SB: You’ve made a career out of writing and specifically out of your opinions in writing. What’s your main advice for someone who wants to follow in your footsteps?

WL: You have to make sure you want to do it. When AJ and I started The Black Table, each of us had jobs that we did not enjoy. We had to make a decision to commit to this. We said, ‘If we turn out to be 40 (like that was 90 years away) and are failures are we going to keep doing this?’ And we said, ‘Yeah!’

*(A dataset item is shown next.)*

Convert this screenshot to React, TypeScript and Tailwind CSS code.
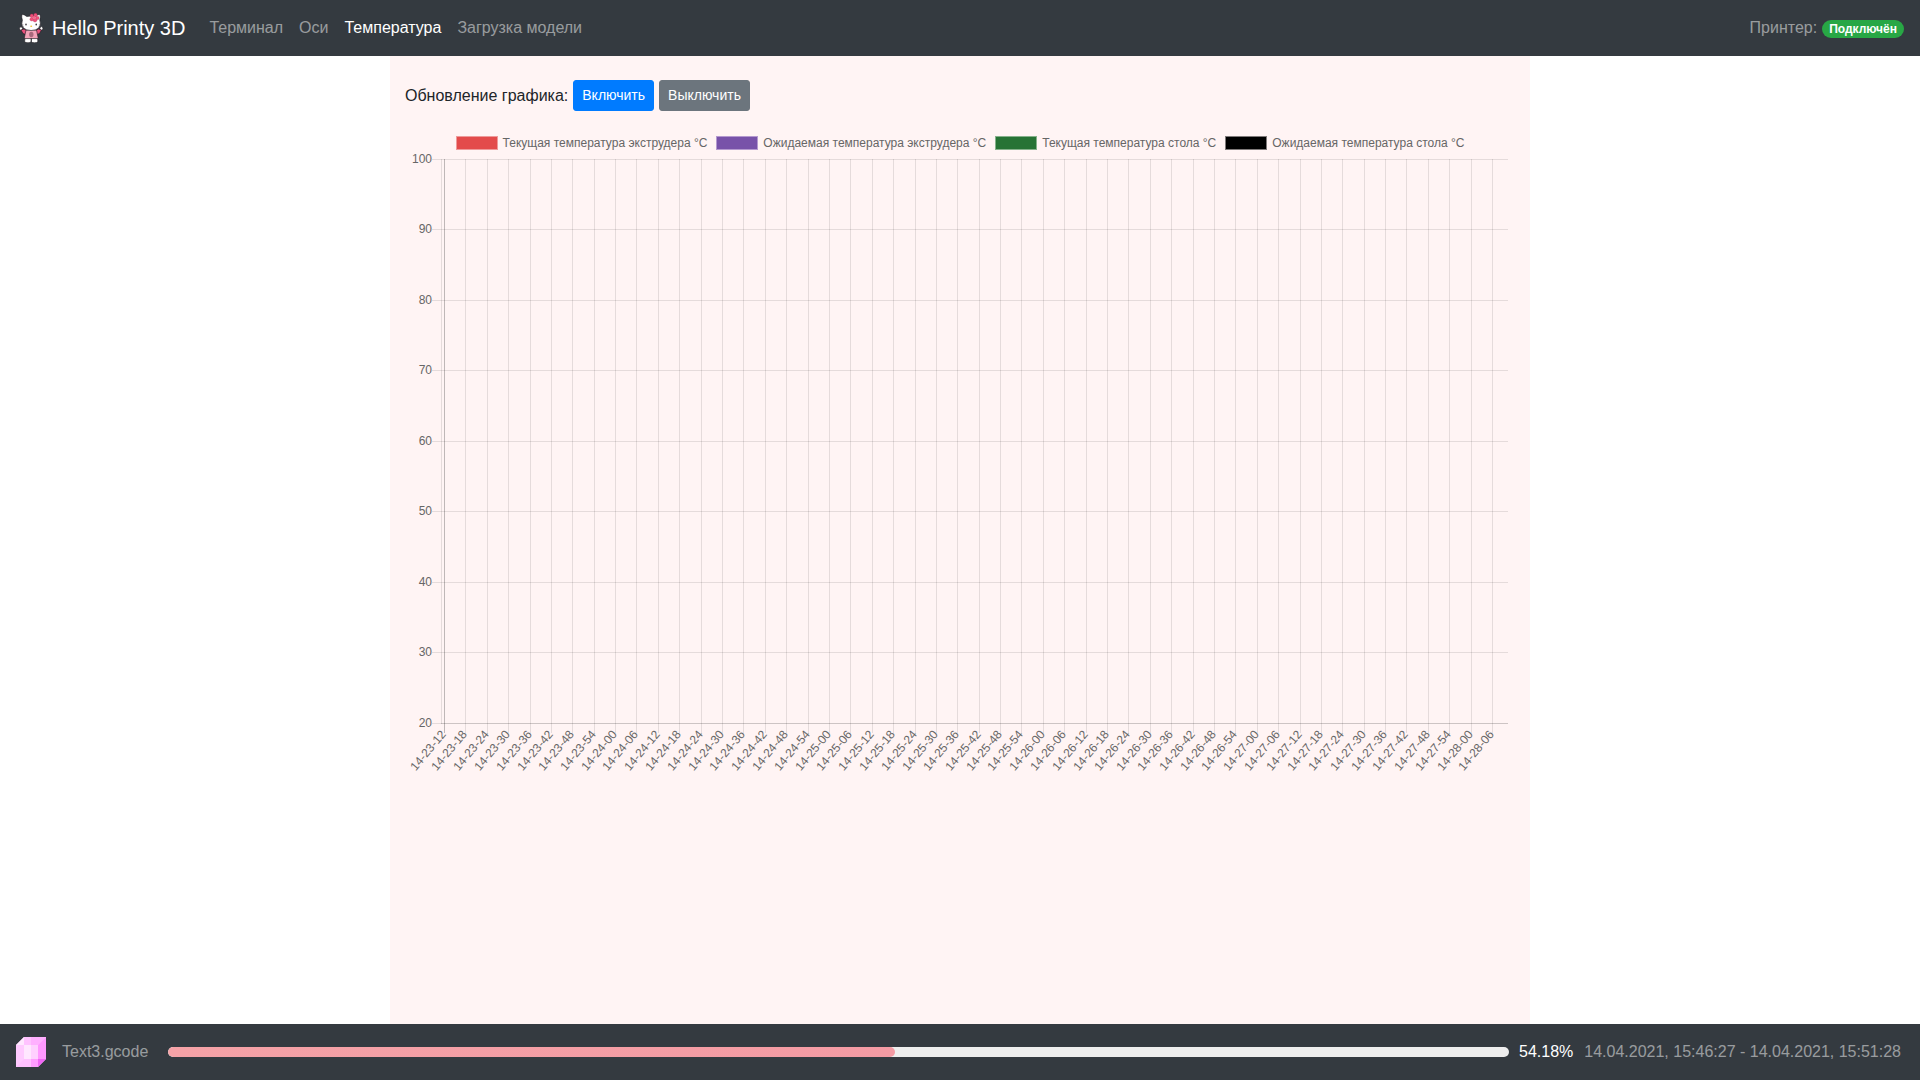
import React from 'react';

const NAV_LINKS = [
  { title: 'Терминал', active: false },
  { title: 'Оси', active: false },
  { title: 'Температура', active: true },
  { title: 'Загрузка модели', active: false },
];

const DATASETS = [
  { label: 'Текущая температура экструдера °C', box: 'bg-[#e34b4b] border-[#ee9a9a]' },
  { label: 'Ожидаемая температура экструдера °C', box: 'bg-[#7852a9] border-[#b499cf]' },
  { label: 'Текущая температура стола °C', box: 'bg-[#277335] border-[#86b18b]' },
  { label: 'Ожидаемая температура стола °C', box: 'bg-black border-[#7f7a7a]' },
];

// One label every 6 seconds starting at 14-23-12
const TIME_LABELS = Array.from({ length: 50 }, (_, i) => {
  const total = 23 * 60 + 12 + i * 6;
  const pad = (n: number) => String(n).padStart(2, '0');
  return `14-${pad(Math.floor(total / 60))}-${pad(total % 60)}`;
});

const TEMPERATURES = [100, 90, 80, 70, 60, 50, 40, 30, 20];

const PROGRESS = 54.18;

const KittyLogo: React.FC = () => (
  <svg width="30" height="30" viewBox="0 0 30 30" aria-hidden="true">
    <g stroke="#1c1a20" strokeWidth="0.6" strokeLinejoin="round">
      <ellipse cx="5" cy="15.6" rx="1.5" ry="1.8" fill="#fff" />
      <ellipse cx="25.4" cy="15.4" rx="1.5" ry="1.8" fill="#fff" />
      <path d="M5 17l3-1 4 2-1 4-4-1.5z" fill="#e8517c" />
      <path d="M25.5 17l-3-1-4 2 1 4 4-1.5z" fill="#e8517c" />
      <path d="M9 25h6v3.600q-.4 1.200-3 1.200t-3.400-1.200z" fill="#fff" />
      <path d="M15.500 25h6l.4 3.600q-.8 1.200-3.400 1.200t-3-1.200z" fill="#fff" />
      <path d="M10 17h10.500l1.800 8.600H8.200z" fill="#f3a3b8" />
      <path d="M6 1.200q2.200.2 4.800 2.300 4.200-1 8.400 0Q21.800 1.200 24 1.500q.8 3-.2 5.700 1.700 4.400-.7 7.300-2.600 3-8 3t-8-3q-2.300-3-.7-7.300-1.200-3-.4-6z" fill="#fff" />
    </g>
    <ellipse cx="15.300" cy="21.500" rx="2.200" ry="2.800" fill="#a8697c" />
    <ellipse cx="10" cy="11.500" rx="0.7" ry="1" fill="#18161a" />
    <ellipse cx="20.200" cy="11.500" rx="0.7" ry="1" fill="#18161a" />
    <ellipse cx="15.200" cy="13.200" rx="1" ry="0.7" fill="#f0c02a" />
    <path d="M5 11.500l2.500.4M5.300 14l2.400-.5M25.300 11.500l-2.500.4M25 14l-2.400-.5" stroke="#3a363c" strokeWidth="0.4" />
    <g fill="#f0507a" stroke="#a3264c" strokeWidth="0.3">
      <circle cx="15.800" cy="2.700" r="1.800" />
      <circle cx="19.500" cy="2" r="1.800" />
      <circle cx="21.400" cy="5" r="1.800" />
      <circle cx="19" cy="7.200" r="1.800" />
      <circle cx="15.700" cy="6.200" r="1.800" />
    </g>
    <circle cx="18.200" cy="4.600" r="1.500" fill="#f7688c" />
  </svg>
);

const CubeIcon: React.FC = () => (
  <svg width="30" height="30" viewBox="0 0 30 30" aria-hidden="true" className="shrink-0">
    <path d="M0 8l8-8h22v22l-8 8H0z" fill="#ffcaff" />
    <path d="M0 8l8-8v8z" fill="#ffe8ff" />
    <path d="M15 0h15l-8 8h-7z" fill="#ffb0ff" />
    <path d="M8 0h7v8H8z" fill="#ffc2ff" />
    <path d="M30 0v22h-8V8z" fill="#ff98ff" />
    <path d="M8 8h7v14H8z" fill="#ffe6ff" />
    <path d="M15 8h7v14h-7z" fill="#ffd0ff" />
    <path d="M0 30l8-8h7v8z" fill="#ffc0ff" />
    <path d="M15 22h7v8h-7z" fill="#ff9cff" />
    <path d="M22 22h8l-8 8z" fill="#f066f5" />
  </svg>
);

const TemperatureChart: React.FC = () => {
  const columnX = (i: number) => Math.round(39 + (i * 1048) / 49) + 0.5;
  const rowY = (i: number) => Math.floor(8 + i * 70.5) + 0.5;

  return (
    <div>
      <ul className="flex justify-center gap-[9px] pt-2 text-[12px] leading-4 text-[#666]">
        {DATASETS.map((set) => (
          <li key={set.label} className="flex items-center gap-[5px] whitespace-nowrap">
            <span className={`h-[14px] w-[42px] border ${set.box}`} />
            {set.label}
          </li>
        ))}
      </ul>
      <svg viewBox="0 0 1110 624" className="block h-auto w-full" role="img" aria-label="График температуры">
        <g stroke="#000" strokeOpacity="0.1">
          {TEMPERATURES.map((t, i) => (
            <line key={t} x1="27" x2="1103" y1={rowY(i)} y2={rowY(i)} />
          ))}
          {TIME_LABELS.map((label, i) => (
            <line
              key={label}
              x1={columnX(i)}
              x2={columnX(i)}
              y1="8"
              y2="582"
              strokeOpacity={i === 0 ? 0.25 : 0.1}
            />
          ))}
          <line x1="36.5" x2="36.5" y1="8" y2="573" />
          <line x1="36" x2="1103" y1="572.5" y2="572.5" />
        </g>
        <g fill="#666" fontSize="12" textAnchor="end">
          {TEMPERATURES.map((t, i) => (
            <text key={t} x="27" y={rowY(i) + 3}>
              {t}
            </text>
          ))}
          {TIME_LABELS.map((label, i) => (
            <text key={label} transform={`translate(${columnX(i) - 1} 581) rotate(-50)`} y="4">
              {label}
            </text>
          ))}
        </g>
      </svg>
    </div>
  );
};

const App: React.FC = () => {
  return (
    <div className="flex min-h-screen flex-col bg-white font-['Liberation_Sans',Arial,sans-serif] text-base text-[#212529]">
      <header className="flex h-14 items-center bg-[#343a40] px-4">
        <a href="#" className="mr-4 flex items-center gap-[6px] text-xl text-white">
          <KittyLogo />
          Hello Printy 3D
        </a>
        <nav className="flex">
          {NAV_LINKS.map((link) => (
            <a
              key={link.title}
              href="#"
              className={`px-2 py-2 ${link.active ? 'text-white' : 'text-white/50'}`}
            >
              {link.title}
            </a>
          ))}
        </nav>
        <div className="ml-auto flex items-center gap-[5px] text-white/50">
          Принтер:
          <span className="mt-[2px] rounded-full bg-[#28a745] px-[7px] py-[3px] text-xs leading-3 font-bold text-white">
            Подключён
          </span>
        </div>
      </header>

      <main className="mx-auto w-full max-w-[1140px] grow bg-[#fff4f4] px-[15px] pt-6">
        <div className="mb-4 flex items-center gap-[5px]">
          <span>Обновление графика:</span>
          <button
            type="button"
            className="rounded-[3px] border border-[#007bff] bg-[#007bff] px-2 py-1 text-sm leading-[21px] text-white"
          >
            Включить
          </button>
          <button
            type="button"
            className="rounded-[3px] border border-[#6c757d] bg-[#6c757d] px-2 py-1 text-sm leading-[21px] text-white"
          >
            Выключить
          </button>
        </div>
        <TemperatureChart />
      </main>

      <footer className="flex h-14 items-center bg-[#343a40] px-4 text-white/50">
        <CubeIcon />
        <span className="ml-4 whitespace-nowrap">Text3.gcode</span>
        <div
          className="mr-[10px] ml-5 h-[10px] grow overflow-hidden rounded-full bg-[#eee]"
          role="progressbar"
          aria-label="Прогресс печати"
          aria-valuenow={PROGRESS}
        >
          <div
            className="h-full rounded-full bg-linear-to-r from-[#f5a2a7] to-[#f49ba4]"
            style={{ width: `${PROGRESS}%` }}
          />
        </div>
        <span className="mr-[11px] text-white">{PROGRESS}%</span>
        <span className="mr-[3px] whitespace-nowrap">14.04.2021, 15:46:27 - 14.04.2021, 15:51:28</span>
      </footer>
    </div>
  );
};

export default App;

You have to really make the decision to do it no matter what. It’s how you end up answering phones at the doctor’s office when you’re nearly 30, because you want to write. I was so committed to it that I wrote a bunch on the side, I wrote when no one was reading me, and that made me a better writer. It helped get my name out there, and I figured out my own voice. It’s basically muscle memory now. I figured out what I was good at and I figured out what I liked and what my voice was, so that when opportunity did arise, and it took a while, I was ready.

It wasn’t just me who moved to New York to try to make it was a writer in 2000. A ton of us did it, and some of us washed out because they only kind of wanted to do it, or decided they didn’t want to fight for it. Some people said, ‘Screw it, I’m going to Law School.’ And that’s fine, there’s nothing wrong with that.

You don’t know when the opportunity is going to come, if ever. It’s work done in private, it’s work done alone, and it’s work that you have to be your own worst critic. I think that’s the key for any field. You have to know what you want to do, and you have to know that you’re good at it.